BEGIN Data extract
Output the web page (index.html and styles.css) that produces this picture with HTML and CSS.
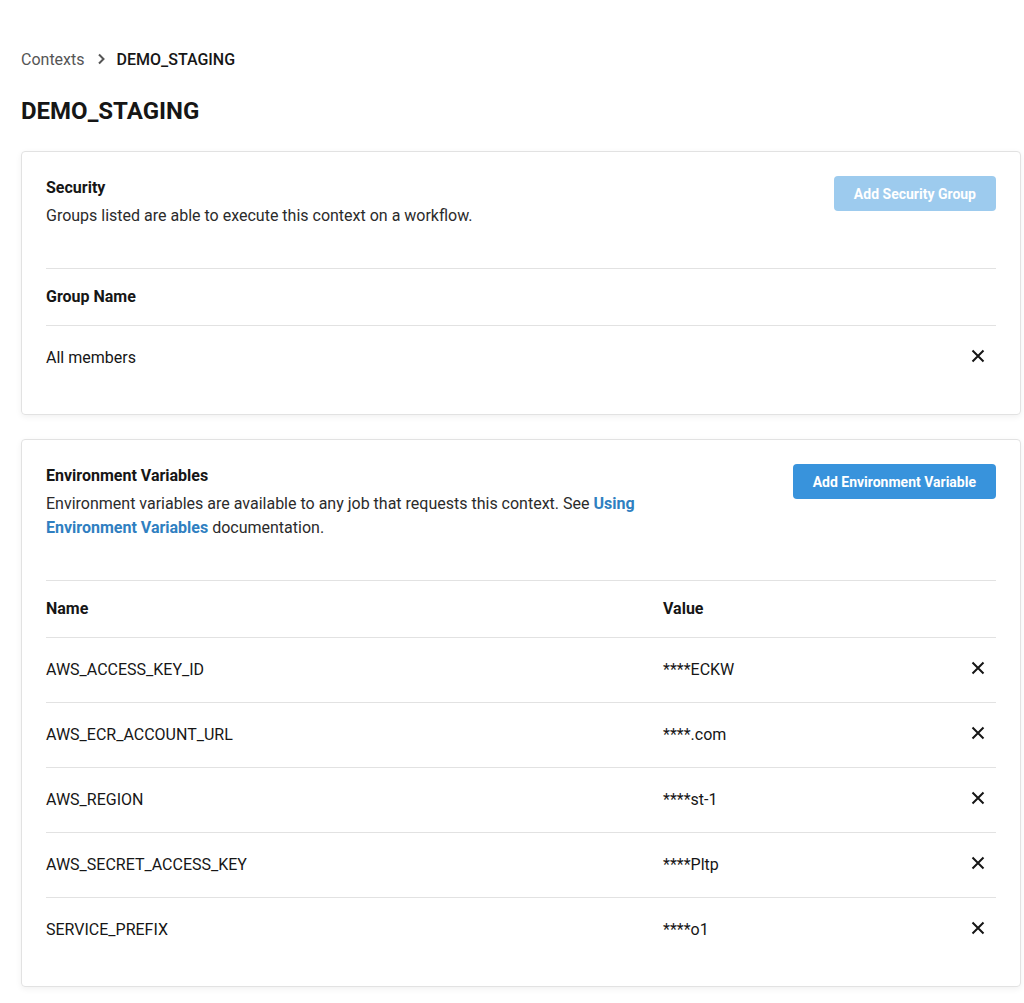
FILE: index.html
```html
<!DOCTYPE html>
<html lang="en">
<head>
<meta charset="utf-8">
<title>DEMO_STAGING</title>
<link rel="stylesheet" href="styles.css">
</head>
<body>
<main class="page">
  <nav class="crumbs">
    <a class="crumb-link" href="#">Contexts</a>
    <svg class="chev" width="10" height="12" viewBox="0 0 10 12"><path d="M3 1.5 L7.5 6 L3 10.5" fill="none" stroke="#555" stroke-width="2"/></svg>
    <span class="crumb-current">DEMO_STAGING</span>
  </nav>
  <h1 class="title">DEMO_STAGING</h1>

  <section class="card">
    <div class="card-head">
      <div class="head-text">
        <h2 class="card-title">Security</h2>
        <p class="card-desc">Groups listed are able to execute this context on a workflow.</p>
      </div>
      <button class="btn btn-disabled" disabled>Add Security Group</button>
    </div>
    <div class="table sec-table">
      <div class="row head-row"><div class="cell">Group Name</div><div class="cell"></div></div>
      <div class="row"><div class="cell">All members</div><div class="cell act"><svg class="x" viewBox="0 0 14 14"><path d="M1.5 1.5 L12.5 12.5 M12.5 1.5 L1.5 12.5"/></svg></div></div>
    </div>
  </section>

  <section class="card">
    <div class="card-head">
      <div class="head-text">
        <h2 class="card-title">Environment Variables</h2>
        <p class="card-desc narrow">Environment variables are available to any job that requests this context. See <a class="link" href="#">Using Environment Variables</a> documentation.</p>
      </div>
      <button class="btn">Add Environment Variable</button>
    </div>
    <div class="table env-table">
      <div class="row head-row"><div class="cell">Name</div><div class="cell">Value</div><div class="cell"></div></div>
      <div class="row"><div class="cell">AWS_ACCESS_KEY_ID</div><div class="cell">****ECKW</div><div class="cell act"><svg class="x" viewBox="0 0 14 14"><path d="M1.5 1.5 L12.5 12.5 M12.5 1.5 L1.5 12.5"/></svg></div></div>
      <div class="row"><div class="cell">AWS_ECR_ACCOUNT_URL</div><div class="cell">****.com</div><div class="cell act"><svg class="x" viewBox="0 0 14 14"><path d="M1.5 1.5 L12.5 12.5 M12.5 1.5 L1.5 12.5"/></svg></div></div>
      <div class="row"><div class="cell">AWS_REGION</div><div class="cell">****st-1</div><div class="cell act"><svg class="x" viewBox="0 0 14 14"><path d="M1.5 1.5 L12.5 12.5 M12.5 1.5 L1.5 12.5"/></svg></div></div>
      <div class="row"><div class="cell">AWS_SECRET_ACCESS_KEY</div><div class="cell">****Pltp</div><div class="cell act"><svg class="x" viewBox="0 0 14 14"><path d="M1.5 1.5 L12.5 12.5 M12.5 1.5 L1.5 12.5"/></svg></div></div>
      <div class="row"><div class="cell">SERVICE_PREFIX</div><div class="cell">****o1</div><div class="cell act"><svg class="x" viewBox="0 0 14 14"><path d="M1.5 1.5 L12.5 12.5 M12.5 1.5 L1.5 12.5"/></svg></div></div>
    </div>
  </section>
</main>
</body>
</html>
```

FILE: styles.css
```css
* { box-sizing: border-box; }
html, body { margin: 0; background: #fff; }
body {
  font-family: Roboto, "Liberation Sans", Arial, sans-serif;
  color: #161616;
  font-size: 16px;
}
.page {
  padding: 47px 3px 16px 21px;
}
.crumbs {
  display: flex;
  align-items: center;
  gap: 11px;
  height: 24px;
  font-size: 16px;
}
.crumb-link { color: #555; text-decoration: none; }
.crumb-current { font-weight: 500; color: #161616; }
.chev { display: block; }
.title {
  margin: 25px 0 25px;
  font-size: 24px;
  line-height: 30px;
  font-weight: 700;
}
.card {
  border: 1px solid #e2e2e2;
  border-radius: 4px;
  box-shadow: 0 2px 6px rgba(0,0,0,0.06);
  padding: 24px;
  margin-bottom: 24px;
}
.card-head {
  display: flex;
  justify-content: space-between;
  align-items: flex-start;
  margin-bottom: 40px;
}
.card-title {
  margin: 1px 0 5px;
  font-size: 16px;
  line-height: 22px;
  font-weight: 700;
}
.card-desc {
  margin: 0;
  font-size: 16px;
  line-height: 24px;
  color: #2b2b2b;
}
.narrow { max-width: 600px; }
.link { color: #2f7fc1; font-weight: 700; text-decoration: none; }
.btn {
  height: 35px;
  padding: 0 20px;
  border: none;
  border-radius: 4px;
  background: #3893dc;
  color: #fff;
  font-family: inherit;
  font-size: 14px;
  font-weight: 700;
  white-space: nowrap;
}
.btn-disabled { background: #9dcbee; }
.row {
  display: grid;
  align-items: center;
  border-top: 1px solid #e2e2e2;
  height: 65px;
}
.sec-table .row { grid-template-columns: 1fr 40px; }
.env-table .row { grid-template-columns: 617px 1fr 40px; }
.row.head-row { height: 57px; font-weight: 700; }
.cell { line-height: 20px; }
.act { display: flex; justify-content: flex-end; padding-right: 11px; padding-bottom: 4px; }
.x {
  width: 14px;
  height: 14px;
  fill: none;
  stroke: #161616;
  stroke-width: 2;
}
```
END Data extract
* What to produce: Repeat the material above word for word and skip every image in it.

* Right answer:
Output the web page (index.html and styles.css) that produces this picture with HTML and CSS.
FILE: index.html
```html
<!DOCTYPE html>
<html lang="en">
<head>
<meta charset="utf-8">
<title>DEMO_STAGING</title>
<link rel="stylesheet" href="styles.css">
</head>
<body>
<main class="page">
  <nav class="crumbs">
    <a class="crumb-link" href="#">Contexts</a>
    <svg class="chev" width="10" height="12" viewBox="0 0 10 12"><path d="M3 1.5 L7.5 6 L3 10.5" fill="none" stroke="#555" stroke-width="2"/></svg>
    <span class="crumb-current">DEMO_STAGING</span>
  </nav>
  <h1 class="title">DEMO_STAGING</h1>

  <section class="card">
    <div class="card-head">
      <div class="head-text">
        <h2 class="card-title">Security</h2>
        <p class="card-desc">Groups listed are able to execute this context on a workflow.</p>
      </div>
      <button class="btn btn-disabled" disabled>Add Security Group</button>
    </div>
    <div class="table sec-table">
      <div class="row head-row"><div class="cell">Group Name</div><div class="cell"></div></div>
      <div class="row"><div class="cell">All members</div><div class="cell act"><svg class="x" viewBox="0 0 14 14"><path d="M1.5 1.5 L12.5 12.5 M12.5 1.5 L1.5 12.5"/></svg></div></div>
    </div>
  </section>

  <section class="card">
    <div class="card-head">
      <div class="head-text">
        <h2 class="card-title">Environment Variables</h2>
        <p class="card-desc narrow">Environment variables are available to any job that requests this context. See <a class="link" href="#">Using Environment Variables</a> documentation.</p>
      </div>
      <button class="btn">Add Environment Variable</button>
    </div>
    <div class="table env-table">
      <div class="row head-row"><div class="cell">Name</div><div class="cell">Value</div><div class="cell"></div></div>
      <div class="row"><div class="cell">AWS_ACCESS_KEY_ID</div><div class="cell">****ECKW</div><div class="cell act"><svg class="x" viewBox="0 0 14 14"><path d="M1.5 1.5 L12.5 12.5 M12.5 1.5 L1.5 12.5"/></svg></div></div>
      <div class="row"><div class="cell">AWS_ECR_ACCOUNT_URL</div><div class="cell">****.com</div><div class="cell act"><svg class="x" viewBox="0 0 14 14"><path d="M1.5 1.5 L12.5 12.5 M12.5 1.5 L1.5 12.5"/></svg></div></div>
      <div class="row"><div class="cell">AWS_REGION</div><div class="cell">****st-1</div><div class="cell act"><svg class="x" viewBox="0 0 14 14"><path d="M1.5 1.5 L12.5 12.5 M12.5 1.5 L1.5 12.5"/></svg></div></div>
      <div class="row"><div class="cell">AWS_SECRET_ACCESS_KEY</div><div class="cell">****Pltp</div><div class="cell act"><svg class="x" viewBox="0 0 14 14"><path d="M1.5 1.5 L12.5 12.5 M12.5 1.5 L1.5 12.5"/></svg></div></div>
      <div class="row"><div class="cell">SERVICE_PREFIX</div><div class="cell">****o1</div><div class="cell act"><svg class="x" viewBox="0 0 14 14"><path d="M1.5 1.5 L12.5 12.5 M12.5 1.5 L1.5 12.5"/></svg></div></div>
    </div>
  </section>
</main>
</body>
</html>
```

FILE: styles.css
```css
* { box-sizing: border-box; }
html, body { margin: 0; background: #fff; }
body {
  font-family: Roboto, "Liberation Sans", Arial, sans-serif;
  color: #161616;
  font-size: 16px;
}
.page {
  padding: 47px 3px 16px 21px;
}
.crumbs {
  display: flex;
  align-items: center;
  gap: 11px;
  height: 24px;
  font-size: 16px;
}
.crumb-link { color: #555; text-decoration: none; }
.crumb-current { font-weight: 500; color: #161616; }
.chev { display: block; }
.title {
  margin: 25px 0 25px;
  font-size: 24px;
  line-height: 30px;
  font-weight: 700;
}
.card {
  border: 1px solid #e2e2e2;
  border-radius: 4px;
  box-shadow: 0 2px 6px rgba(0,0,0,0.06);
  padding: 24px;
  margin-bottom: 24px;
}
.card-head {
  display: flex;
  justify-content: space-between;
  align-items: flex-start;
  margin-bottom: 40px;
}
.card-title {
  margin: 1px 0 5px;
  font-size: 16px;
  line-height: 22px;
  font-weight: 700;
}
.card-desc {
  margin: 0;
  font-size: 16px;
  line-height: 24px;
  color: #2b2b2b;
}
.narrow { max-width: 600px; }
.link { color: #2f7fc1; font-weight: 700; text-decoration: none; }
.btn {
  height: 35px;
  padding: 0 20px;
  border: none;
  border-radius: 4px;
  background: #3893dc;
  color: #fff;
  font-family: inherit;
  font-size: 14px;
  font-weight: 700;
  white-space: nowrap;
}
.btn-disabled { background: #9dcbee; }
.row {
  display: grid;
  align-items: center;
  border-top: 1px solid #e2e2e2;
  height: 65px;
}
.sec-table .row { grid-template-columns: 1fr 40px; }
.env-table .row { grid-template-columns: 617px 1fr 40px; }
.row.head-row { height: 57px; font-weight: 700; }
.cell { line-height: 20px; }
.act { display: flex; justify-content: flex-end; padding-right: 11px; padding-bottom: 4px; }
.x {
  width: 14px;
  height: 14px;
  fill: none;
  stroke: #161616;
  stroke-width: 2;
}
```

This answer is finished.